Living in space for five days was carried its own idiosyncrasies. Williams likened it to a camping trip, with the exception that none of them departed their camper van for the entire five days. “What’s it like to be in space?” he rhetorically asked his audience at the STS-34 post-flight press conference. “Unfortunately, this is one of the most difficult questions to answer, since the word “like” implies a comparison, and it’s not “like” anything you’ve ever done before. So most of us are stuck with describing the differences. How do you describe weightlessness, when we live in a world where everything weighs something? The ability to move about, almost be thinking about it. No up or down. Behavior and misbehavior of common, ordinary things, such as liquids, elastic, food, objects.

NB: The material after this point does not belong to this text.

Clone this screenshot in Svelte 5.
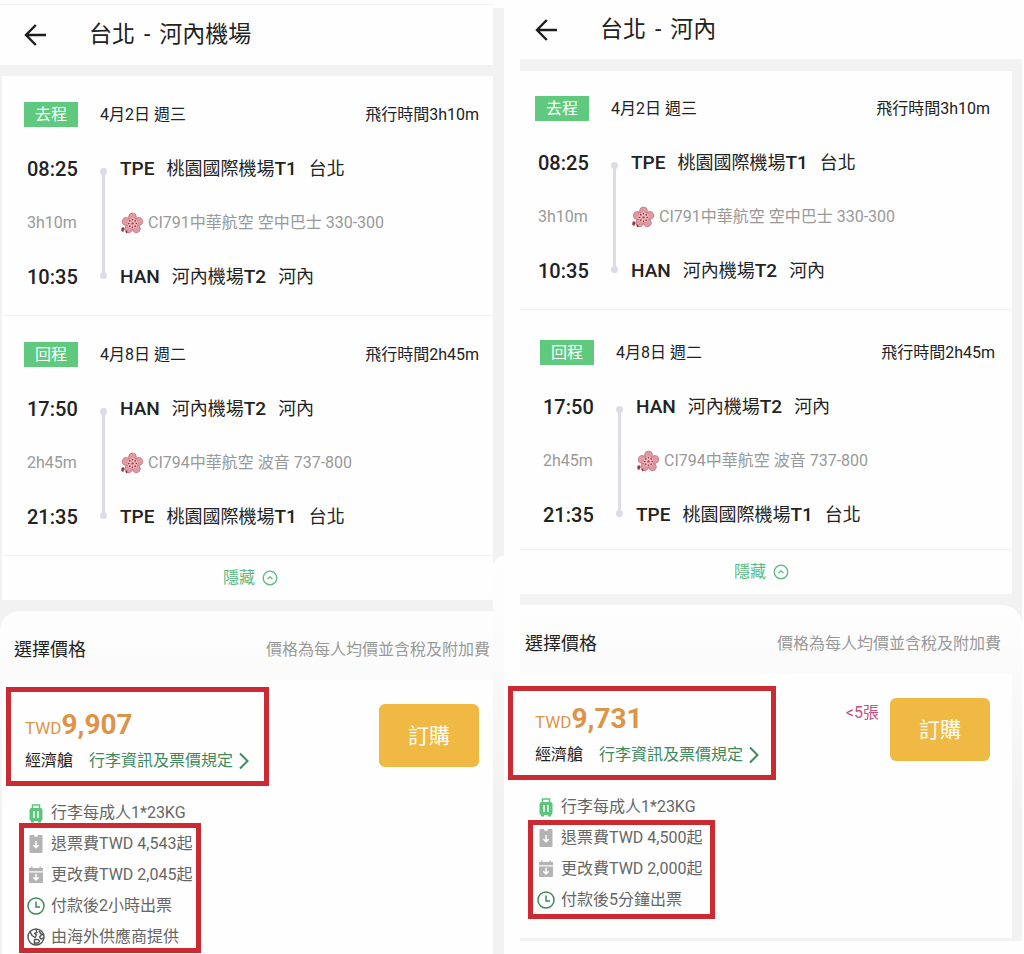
<script lang="ts">
  const outbound = {
    tag: "去程",
    date: "4月2日 週三",
    duration: "3h10m",
    depart: { time: "08:25", code: "TPE", airport: "桃園國際機場", terminal: "T1", city: "台北" },
    flight: "CI791中華航空 空中巴士 330-300",
    arrive: { time: "10:35", code: "HAN", airport: "河內機場", terminal: "T2", city: "河內" },
  };

  const inbound = {
    tag: "回程",
    date: "4月8日 週二",
    duration: "2h45m",
    depart: { time: "17:50", code: "HAN", airport: "河內機場", terminal: "T2", city: "河內" },
    flight: "CI794中華航空 波音 737-800",
    arrive: { time: "21:35", code: "TPE", airport: "桃園國際機場", terminal: "T1", city: "台北" },
  };

  const panels = [
    {
      side: "left",
      from: "台北",
      to: "河內機場",
      price: "9,907",
      seats: "",
      baggage: "行李每成人1*23KG",
      rules: [
        { icon: "refund", text: "退票費TWD 4,543起" },
        { icon: "change", text: "更改費TWD 2,045起" },
        { icon: "clock", text: "付款後2小時出票" },
        { icon: "globe", text: "由海外供應商提供" },
      ],
    },
    {
      side: "right",
      from: "台北",
      to: "河內",
      price: "9,731",
      seats: "<5張",
      baggage: "行李每成人1*23KG",
      rules: [
        { icon: "refund", text: "退票費TWD 4,500起" },
        { icon: "change", text: "更改費TWD 2,000起" },
        { icon: "clock", text: "付款後5分鐘出票" },
      ],
    },
  ];

  const petals = [0, 72, 144, 216, 288];
  const stamens = [0, 45, 90, 135, 180, 225, 270, 315];

  let open = $state([true, true]);
</script>

{#snippet stop(s)}
  <span class="time">{s.time}</span>
  <span class="place">
    <b>{s.code}</b>
    <span>{s.airport}<b>{s.terminal}</b></span>
    <span>{s.city}</span>
  </span>
{/snippet}

{#snippet segment(seg)}
  <section class="segment">
    <div class="segment-head">
      <span class="tag">{seg.tag}</span>
      <span class="date">{seg.date}</span>
      <span class="total">飛行時間{seg.duration}</span>
    </div>
    <div class="route">
      <span class="track"></span>
      {@render stop(seg.depart)}
      <span class="elapsed">{seg.duration}</span>
      <span class="flight">
        <svg width="24" height="22" viewBox="0 0 24 22" aria-hidden="true">
          {#each petals as angle}
            <ellipse
              cx="12.500"
              cy="5"
              rx="3.900"
              ry="4"
              transform="rotate({angle} 12.500 11.500)"
              fill="#e09aa2"
              stroke="#b5626f"
              stroke-width=".6"
            />
          {/each}
          <circle cx="12.500" cy="11.500" r="5" fill="#f0bcc0" />
          {#each stamens as angle}
            <circle cx="12.500" cy="7.700" r=".8" transform="rotate({angle} 12.500 11.500)" fill="#8d2638" />
          {/each}
          <circle cx="12.500" cy="11.500" r="1.200" fill="#b34a58" />
          <path d="M1.500 16l1.800-1 1 2-1 3-2-1zM5.500 19l1.500-.6.6 2-1.500 1z" fill="#8d3444" />
        </svg>
        {seg.flight}
      </span>
      {@render stop(seg.arrive)}
    </div>
  </section>
{/snippet}

{#snippet icon(name)}
  <svg width="20" height="20" viewBox="0 0 20 20" fill="none" aria-hidden="true">
    {#if name === "bag"}
      <path d="M6.500 5V2h7v3" stroke="#5cc47c" stroke-width="1.500" />
      <rect x="3.500" y="5" width="13" height="13" rx="2" fill="#5cc47c" />
      <path d="M5 17h3v2.500H5zM12 17h3v2.500h-3z" fill="#5cc47c" />
      <path d="M8 8v7M12 8v7" stroke="#fff" stroke-width="1.500" />
    {:else if name === "refund"}
      <path d="M4.500 1H8a2 2 0 0 0 4 0h3.500a1 1 0 0 1 1 1v16a1 1 0 0 1-1 1h-11a1 1 0 0 1-1-1V2a1 1 0 0 1 1-1z" fill="#b3b3b3" />
      <path d="M10 7v6.500M7.300 11l2.700 2.700 2.700-2.700" stroke="#fff" stroke-width="1.500" />
    {:else if name === "change"}
      <path d="M3 3h2V1.500h1.500V3h7V1.500H15V3h2v3.200H3zM3 7.500h14V17a1 1 0 0 1-1 1H4a1 1 0 0 1-1-1z" fill="#b3b3b3" />
      <path d="M10 8.800v6M7.300 12.300l2.700 2.700 2.700-2.700" stroke="#fff" stroke-width="1.500" />
    {:else if name === "clock"}
      <circle cx="10" cy="10" r="8" stroke="#3f8a5c" stroke-width="1.500" />
      <path d="M10 5.500V11h4" stroke="#3f8a5c" stroke-width="1.500" />
    {:else}
      <circle cx="10" cy="10" r="8" stroke="#555" stroke-width="1.400" />
      <path d="M4 4.500l2 4 3 2 1.500-2.500-2-1.500 2.500-1-1-3M18 8l-3-1-2-3M8.500 18V12.500h3.500l1.500 1.500-1 2h-4M18 11l-3 1-1.500-2 2-2" stroke="#555" stroke-width="1.400" stroke-linejoin="round" />
    {/if}
  </svg>
{/snippet}

<main class="compare">
  {#each panels as panel, i}
    <div class="panel {panel.side}">
      <header>
        <button class="back" aria-label="返回">
          <svg width="24" height="24" viewBox="0 0 24 24" fill="none" stroke="#1c1c1c" stroke-width="2.400" aria-hidden="true">
            <path d="M23 12H3.500M12.800 2L3 12l9.800 10" />
          </svg>
        </button>
        <h1><span>{panel.from}</span><span>-</span><span>{panel.to}</span></h1>
      </header>

      <div class="trip">
        {#if open[i]}
          {@render segment(outbound)}
          {@render segment(inbound)}
        {/if}
        <button class="toggle" aria-expanded={open[i]} onclick={() => (open[i] = !open[i])}>
          隱藏
          <svg width="16" height="16" viewBox="0 0 16 16" fill="none" stroke="#58b982" aria-hidden="true">
            <circle cx="8" cy="8" r="6.800" stroke-width="1.300" />
            <path d="M5.500 9L8 6.800 10.500 9" stroke-width="1.300" />
          </svg>
        </button>
      </div>

      <div class="fares">
        <div class="fares-head">
          <h2>選擇價格</h2>
          <span>價格為每人均價並含稅及附加費</span>
        </div>
        <div class="fare">
          <div class="offer">
            <div class="summary">
              <p class="price">TWD<strong>{panel.price}</strong></p>
              <p class="cabin">
                經濟艙
                <a href="#rules-{panel.side}">
                  行李資訊及票價規定
                  <svg width="12" height="18" viewBox="0 0 12 18" fill="none" stroke="#3f8a5c" stroke-width="2" aria-hidden="true">
                    <path d="M2 1.500L9.500 9 2 16.500" />
                  </svg>
                </a>
              </p>
              <span class="mark"></span>
            </div>
            {#if panel.seats}
              <span class="seats">{panel.seats}</span>
            {/if}
            <button class="book">訂購</button>
          </div>
          <p class="term">{@render icon("bag")}{panel.baggage}</p>
          <div class="rules" id="rules-{panel.side}">
            <ul>
              {#each panel.rules as rule}
                <li class="term">{@render icon(rule.icon)}{rule.text}</li>
              {/each}
            </ul>
            <span class="mark"></span>
          </div>
        </div>
      </div>
    </div>
    {#if i === 0}
      <div class="gutter"><div class="strip"><span></span></div></div>
    {/if}
  {/each}
</main>

<style>
  :global(body) {
    margin: 0;
    background: #fefefe;
  }

  .compare {
    display: grid;
    grid-template-columns: minmax(0, 493fr) 27px minmax(0, 502fr);
    align-items: start;
    padding-right: 2px;
    font-family: Roboto, "Noto Sans CJK TC", sans-serif;
    font-size: 16px;
    line-height: 24px;
    color: #222;
  }

  h1,
  h2,
  p,
  ul {
    margin: 0;
    padding: 0;
    font-weight: 400;
  }

  button {
    padding: 0;
    border: 0;
    background: none;
    font: inherit;
    cursor: pointer;
  }

  svg {
    display: block;
    flex: none;
  }

  b {
    font-size: 19px;
    font-weight: 500;
  }

  .panel {
    background: #f2f2f2;
  }

  .left {
    border-top: 4px solid #fefefe;
  }

  header {
    display: flex;
    align-items: center;
    height: 60px;
    padding-left: 23px;
    background: #fefefe;
  }

  .left header {
    border-top: 1px solid #f2f2f2;
  }

  .right header {
    height: 59px;
    padding-left: 14px;
  }

  h1 {
    display: flex;
    gap: 9px;
    margin-left: 42px;
    font-size: 23px;
    line-height: 32px;
  }

  .trip {
    margin: 11px 0 11px 2px;
    background: #fefefe;
  }

  .right .trip {
    margin: 12px 10px 11px 0;
  }

  .segment {
    padding: 26px 14px 11px 22px;
    border-bottom: 1px solid #f2f2f2;
  }

  .right .segment {
    padding: 25px 22px 11px 15px;
  }

  /* return leg sits slightly lower and further right */
  .right .segment + .segment {
    padding: 30px 17px 7px 20px;
  }

  .segment-head {
    display: flex;
    align-items: center;
  }

  .tag {
    width: 54px;
    background: #5fca7e;
    color: #fff;
    line-height: 25px;
    text-align: center;
  }

  .date {
    margin-left: 22px;
  }

  .total {
    margin-left: auto;
  }

  .route {
    position: relative;
    display: grid;
    grid-template-columns: 93px 1fr;
    grid-auto-rows: 54px;
    align-items: center;
    padding-left: 3px;
    margin-top: 15px;
  }

  .time {
    font-size: 20px;
    font-weight: 500;
  }

  .place {
    display: flex;
    align-items: baseline;
    gap: 12px;
    font-size: 18px;
    white-space: nowrap;
  }

  .elapsed,
  .flight {
    color: #999;
  }

  .flight {
    display: flex;
    align-items: center;
    gap: 4px;
    white-space: nowrap;
  }

  .track {
    position: absolute;
    left: 78px;
    top: 29px;
    bottom: 28px;
    width: 3px;
    background: #dcdce6;
  }

  .track::before,
  .track::after {
    content: "";
    position: absolute;
    left: -2px;
    width: 7px;
    height: 7px;
    border-radius: 50%;
    background: #dcdce6;
  }

  .track::before {
    top: -3px;
  }

  .track::after {
    bottom: -3px;
  }

  .toggle {
    display: flex;
    align-items: center;
    justify-content: center;
    gap: 7px;
    width: 100%;
    height: 44px;
    padding-left: 6px;
    color: #58b982;
  }

  .right .toggle {
    padding: 0 9px 0 0;
  }

  .fares {
    border-radius: 20px 0 0 0;
    background: linear-gradient(#fefefe, #fafafa 70px, #f2f2f2 200px);
  }

  .right .fares {
    padding-bottom: 3px;
    border-radius: 0 20px 0 0;
  }

  .fares-head {
    display: flex;
    align-items: center;
    justify-content: space-between;
    height: 69px;
    padding: 8px 3px 0 14px;
    box-sizing: border-box;
    color: #999;
  }

  .right .fares-head {
    padding: 8px 21px 0 5px;
  }

  h2 {
    font-size: 18px;
    color: #222;
  }

  .fare {
    margin-left: 2px;
    padding: 24px 14px 2px 23px;
    background: #fefefe;
  }

  .right .fare {
    margin: 0 10px 0 0;
    padding: 24px 22px 23px 15px;
  }

  .offer {
    display: flex;
    align-items: flex-start;
    margin-bottom: 20px;
  }

  .summary,
  .rules {
    position: relative;
  }

  .summary {
    margin-right: auto;
    padding-top: 4px;
  }

  .price {
    color: #dd9448;
    font-size: 17px;
    line-height: 34px;
  }

  .price strong {
    font-size: 28px;
    font-weight: 700;
  }

  .cabin,
  .cabin a {
    display: flex;
    align-items: center;
  }

  .cabin {
    gap: 16px;
    height: 32px;
    white-space: nowrap;
  }

  .cabin a {
    gap: 5px;
    color: #3f8a5c;
    text-decoration: none;
  }

  .seats {
    margin: 3px 11px 0 0;
    color: #c9527c;
  }

  .book {
    width: 100px;
    height: 63px;
    border-radius: 6px;
    background: #f0b944;
    color: #fff;
    font-size: 21px;
  }

  ul {
    list-style: none;
  }

  .term {
    display: flex;
    align-items: center;
    gap: 5px;
    height: 31px;
    padding-left: 1px;
    color: #666;
    white-space: nowrap;
  }

  .rules {
    width: max-content;
  }

  /* red highlight frames drawn over the content */
  .mark {
    position: absolute;
    inset: -17px -19px -9px -19px;
    border: 5px solid #cb2a33;
    pointer-events: none;
  }

  .rules .mark {
    inset: -5px -9px -1px -6px;
  }

  .right .summary .mark {
    inset: -12px -16px -9px -27px;
  }

  .right .rules .mark {
    inset: -2px -13px -4px -7px;
  }

  .gutter {
    align-self: stretch;
    display: flex;
    padding-top: 8px;
  }

  .strip {
    display: flex;
    width: 11px;
    padding-top: 548px;
    background: #f2f2f2;
  }

  .strip span {
    flex: 1;
    border-radius: 11px 0 0 0;
    background: linear-gradient(#fefefe, #fcfcfc 60px, #f2f2f2 240px);
  }
</style>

“Watch the video with us,” Williams invited his audience. “Compare it to things you do on Earth. Look for the differences. Perhaps you can describe ’em to us!”
Amid this weightless wonderland, the astronauts were periodically drawn away to tend to minor technical issues with Atlantis herself. A problem with one of the shuttle’s Auxiliary Power Units triggered an alarm on 22 October, as did a glitch with the Flash Evaporator System and cryogenic oxygen manifolds. Predicted high winds at Edwards Air Force Base, Calif., on the 23rd prompted a decision to bring the shuttle home two orbits earlier than planned, and Williams and McCulley guided Atlantis to a smooth touchdown at 6:33 a.m. PDT (12:33 p.m. EDT), just 20 minutes short of five full days after launch.
Don Williams regarded STS-34 as having accomplished something quite remarkable for science. “We knew that Galileo was going to be a lasting program,” he said. “The Galileo mission, we knew, if it was successful, the spacecraft was going to end up in orbit around Jupiter several years later and then there were going to be several years of data and images sent back. It was going to be a living, ongoing program and we got to be a part of it.”